Written task >> Scan the entries below for the word "React". Copy each line that has it.

Items >>

....................

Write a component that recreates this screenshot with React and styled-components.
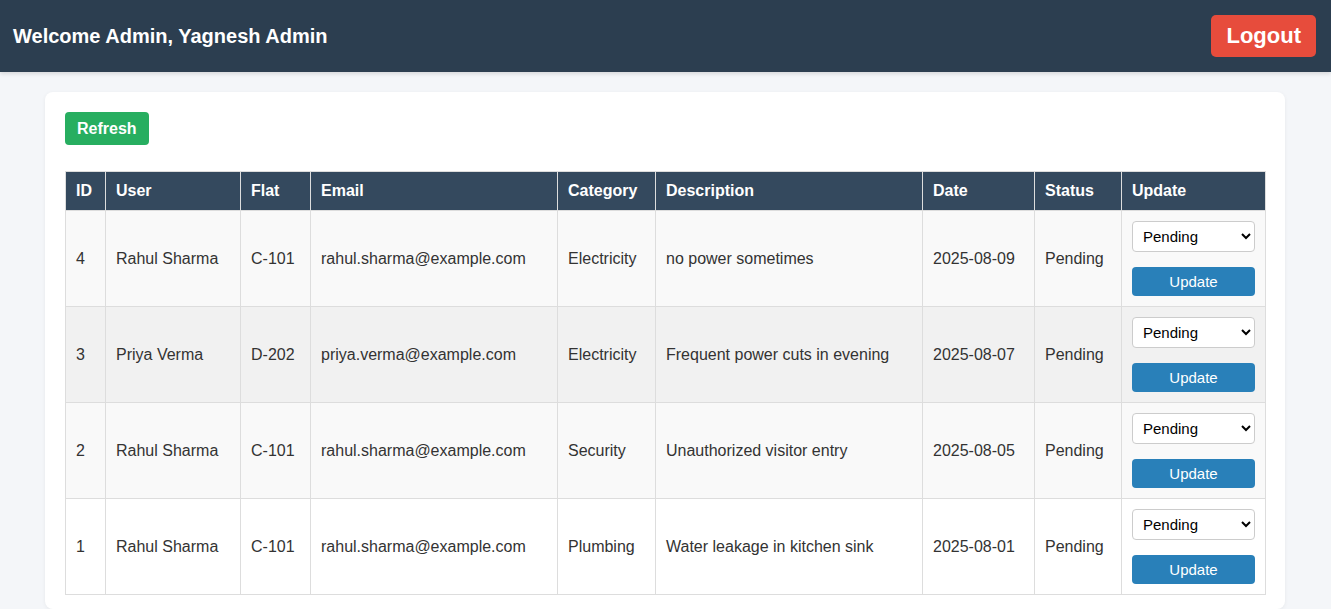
import React from 'react';
import styled, { createGlobalStyle } from 'styled-components';

const GlobalStyle = createGlobalStyle`
  body {
    margin: 0;
    background: #f4f6f9;
    font-family: "Liberation Sans", Arial, sans-serif;
    color: #333;
  }
`;

// 상단 헤더
const Header = styled.header`
  height: 72px;
  box-sizing: border-box;
  padding: 0 15px 0 13px;
  background: #2c3e50;
  display: flex;
  align-items: center;
  justify-content: space-between;
  box-shadow: 0 2px 4px rgba(0, 0, 0, 0.12);
`;

const Title = styled.h2`
  margin: 0;
  font-size: 20px;
  font-weight: bold;
  color: #fff;
`;

const LogoutButton = styled.button`
  font-family: inherit;
  font-size: 22px;
  font-weight: bold;
  line-height: 26px;
  color: #fff;
  background: #e74c3c;
  border: 0;
  border-radius: 5px;
  padding: 8px 15px;
  cursor: pointer;
`;

const Card = styled.main`
  width: 1240px;
  box-sizing: border-box;
  margin: 20px 46px 0 45px;
  padding: 20px 20px 14px;
  background: #fff;
  border-radius: 8px;
  box-shadow: 0 1px 4px rgba(0, 0, 0, 0.06);
`;

const RefreshButton = styled.button`
  font-family: inherit;
  font-size: 16px;
  font-weight: bold;
  line-height: 19px;
  color: #fff;
  background: #27ae60;
  border: 0;
  border-radius: 4px;
  padding: 7px 12px;
  cursor: pointer;
`;

const Table = styled.table`
  width: 1200px;
  margin-top: 26px;
  border-collapse: collapse;
  table-layout: fixed;
  font-size: 16px;

  th, td {
    border: 1px solid #ddd;
    padding: 10px;
    text-align: left;
    line-height: 19px;
  }

  th {
    background: #34495e;
    color: #fff;
    font-weight: bold;
    line-height: 18px;
  }
`;

const Row = styled.tr`
  background: ${props => props.$bg};

  td {
    vertical-align: middle;
    color: #333;
  }
`;

const Actions = styled.div`
  display: flex;
  flex-direction: column;
  gap: 15px;
`;

const StatusSelect = styled.select`
  width: 100%;
  height: 31px;
  font-family: inherit;
  font-size: 15px;
  color: #000;
  background: #fff;
  border: 1px solid #ccc;
  border-radius: 4px;
  padding: 0 6px;
`;

const UpdateButton = styled.button`
  width: 100%;
  height: 29px;
  font-family: inherit;
  font-size: 15px;
  color: #fff;
  background: #2980b9;
  border: 0;
  border-radius: 4px;
  cursor: pointer;
`;

const widths = [40, 135, 70, 247, 98, 267, 112, 87, 144];
const heads = ['ID', 'User', 'Flat', 'Email', 'Category', 'Description', 'Date', 'Status', 'Update'];

const complaints = [
  { id: 4, user: 'Rahul Sharma', flat: 'C-101', email: 'rahul.sharma@example.com', category: 'Electricity', desc: 'no power sometimes', date: '2025-08-09', status: 'Pending', bg: '#f9f9f9' },
  { id: 3, user: 'Priya Verma', flat: 'D-202', email: 'priya.verma@example.com', category: 'Electricity', desc: 'Frequent power cuts in evening', date: '2025-08-07', status: 'Pending', bg: '#f1f1f1' },
  { id: 2, user: 'Rahul Sharma', flat: 'C-101', email: 'rahul.sharma@example.com', category: 'Security', desc: 'Unauthorized visitor entry', date: '2025-08-05', status: 'Pending', bg: '#f9f9f9' },
  { id: 1, user: 'Rahul Sharma', flat: 'C-101', email: 'rahul.sharma@example.com', category: 'Plumbing', desc: 'Water leakage in kitchen sink', date: '2025-08-01', status: 'Pending', bg: '#ffffff' },
];

const App = () => {
  return (
    <>
      <GlobalStyle />
      <Header>
        <Title>Welcome Admin, Yagnesh Admin</Title>
        <LogoutButton>Logout</LogoutButton>
      </Header>

      <Card>
        <RefreshButton>Refresh</RefreshButton>

        <Table>
          <colgroup>
            {widths.map((w, i) => <col key={i} width={w} />)}
          </colgroup>
          <thead>
            <tr>
              {heads.map(h => <th key={h}>{h}</th>)}
            </tr>
          </thead>
          <tbody>
            {complaints.map(c => (
              <Row key={c.id} $bg={c.bg}>
                <td>{c.id}</td>
                <td>{c.user}</td>
                <td>{c.flat}</td>
                <td>{c.email}</td>
                <td>{c.category}</td>
                <td>{c.desc}</td>
                <td>{c.date}</td>
                <td>{c.status}</td>
                <td>
                  <Actions>
                    <StatusSelect defaultValue="Pending">
                      <option value="Pending">Pending</option>
                      <option value="In Progress">In Progress</option>
                      <option value="Resolved">Resolved</option>
                    </StatusSelect>
                    <UpdateButton>Update</UpdateButton>
                  </Actions>
                </td>
              </Row>
            ))}
          </tbody>
        </Table>
      </Card>
    </>
  );
};

export default App;
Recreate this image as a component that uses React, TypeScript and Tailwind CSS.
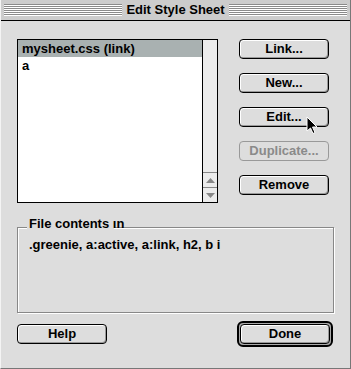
const Stripes = () => (
  <div className="flex-1 h-[12px] bg-[repeating-linear-gradient(to_bottom,#8a8a8a_0px,#8a8a8a_1px,#ffffff_1px,#ffffff_2px)]" />
);

const MacButton = ({ label, disabled = false }: { label: string; disabled?: boolean }) => (
  <div
    data-disabled={disabled}
    className="w-[90px] h-[20px] flex items-center justify-center rounded-[4px] border border-black bg-[#dddddd] shadow-[inset_1px_1px_0_#ffffff,inset_-1px_-1px_0_#999999] data-[disabled=true]:border-[#999999] data-[disabled=true]:text-[#8a8a8a] data-[disabled=true]:shadow-none leading-[18px]"
  >
    {label}
  </div>
);

export default function App() {
  return (
    <div className="relative w-[351px] h-[369px] bg-[#dddddd] text-[13px] font-bold text-black font-['Liberation_Sans',Arial,sans-serif] border-r border-b border-[#777777] border-l border-l-[#f4f4f4] overflow-hidden">
      {/* title bar */}
      <div className="h-[21px] flex items-center pl-[3px] pr-[3px] gap-[3px] bg-[#cccccc] border-b border-black">
        <Stripes />
        <div className="leading-[20px] px-[1px]">Edit Style Sheet</div>
        <Stripes />
      </div>

      {/* body */}
      <div className="flex flex-col pl-[16px] pt-[18px]">
        <div className="flex">
          {/* list */}
          <div className="w-[201px] h-[164px] border border-black bg-white flex">
            <div className="flex-1 flex flex-col">
              <div className="h-[17px] leading-[17px] pl-[4px] bg-[#a9b1b1]">mysheet.css (link)</div>
              <div className="h-[17px] leading-[17px] pl-[4px]">a</div>
            </div>
            <div className="w-[15px] border-l border-black bg-[#ececec] flex flex-col justify-end">
              <div className="h-[15px] border-t border-[#888888] flex items-center justify-center">
                <svg width="9" height="5" viewBox="0 0 9 5"><polygon points="4.5,0 9,5 0,5" fill="#888888" /></svg>
              </div>
              <div className="h-[15px] border-t border-[#888888] flex items-center justify-center">
                <svg width="9" height="5" viewBox="0 0 9 5"><polygon points="0,0 9,0 4.5,5" fill="#888888" /></svg>
              </div>
            </div>
          </div>
          {/* buttons */}
          <div className="ml-[21px] flex flex-col gap-[14px]">
            <MacButton label="Link..." />
            <MacButton label="New..." />
            <MacButton label="Edit..." />
            <MacButton label="Duplicate..." disabled />
            <MacButton label="Remove" />
          </div>
        </div>

        {/* file contents group */}
        <div className="relative mt-[24px] w-[317px] h-[86px] border border-[#888888] shadow-[inset_1px_1px_0_#ffffff,1px_1px_0_#ffffff] pl-[11px] pt-[9px]">
          <span className="absolute -top-[11px] left-[9px] w-[87px] pl-[2px] bg-[#dddddd] leading-[13px] whitespace-nowrap">
            File contents ın
          </span>
          <div className="leading-[15px]">.greenie, a:active, a:link, h2, b i</div>
        </div>

        {/* bottom buttons */}
        <div className="mt-[11px] w-[317px] flex items-start justify-between">
          <MacButton label="Help" />
          <div className="-mt-[3px] mr-[1px] w-[96px] h-[26px] rounded-[6px] border-2 border-black bg-[#aaaaaa] flex items-center justify-center">
            <MacButton label="Done" />
          </div>
        </div>
      </div>

      {/* cursor */}
      <svg className="absolute left-[305px] top-[116px]" width="13" height="19" viewBox="0 0 13 19">
        <polygon points="1,1 1,15 4.5,12 7,17.5 9,16.5 6.5,11 11,11" fill="black" stroke="white" strokeWidth="1" />
      </svg>
    </div>
  );
}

....................

Right answer >>
Write a component that recreates this screenshot with React and styled-components.
import React from 'react';
Recreate this image as a component that uses React, TypeScript and Tailwind CSS.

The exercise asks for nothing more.